To the point: Can you impose placeness on a place merely by making it into something that is supposed to have it? Can placeness be legislated and design-built? Or is it just something that, inexplicably, just is, all of its own, with a power that it simply has and imbues, and which no one can control? Why do young children eschew certain toys and prefer to play with the boxes they came in? How do plans fire imagination, and how does imagination find the very thing it needs in order to sing, or simply to find a resonance in?
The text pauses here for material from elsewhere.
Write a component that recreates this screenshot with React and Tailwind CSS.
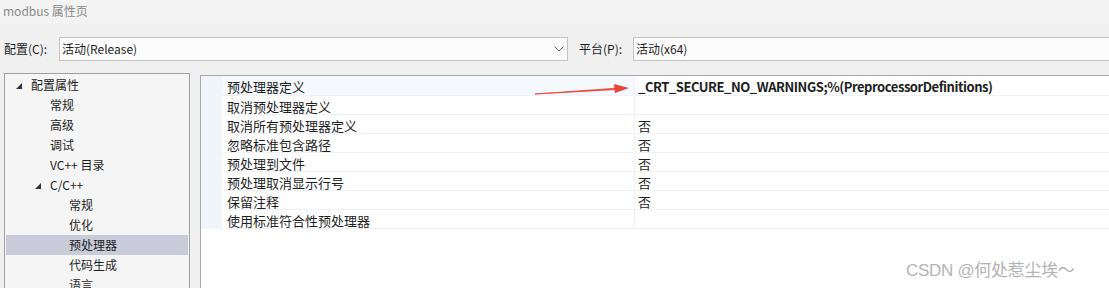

Oldenburg’s brush, like the 1400 block of Cherry Street, has two ends; will it point down, attracting simpatico souls to a place they recognize as something of their own and of themselves, or will it point them away from the plaza, propelling thoughts and gazes elsewhere?
We wish it luck, the Lenfest Plaza; we hope it “works.” It has big guns and good brains behind it, and the city can use it. But placeness is a funny thing – it may not be where you want it to be, but it is where you least expect it, and most need it, when you come upon it. And you know it when you feel it – the way a painter knows that that stroke of her brush is just the right one.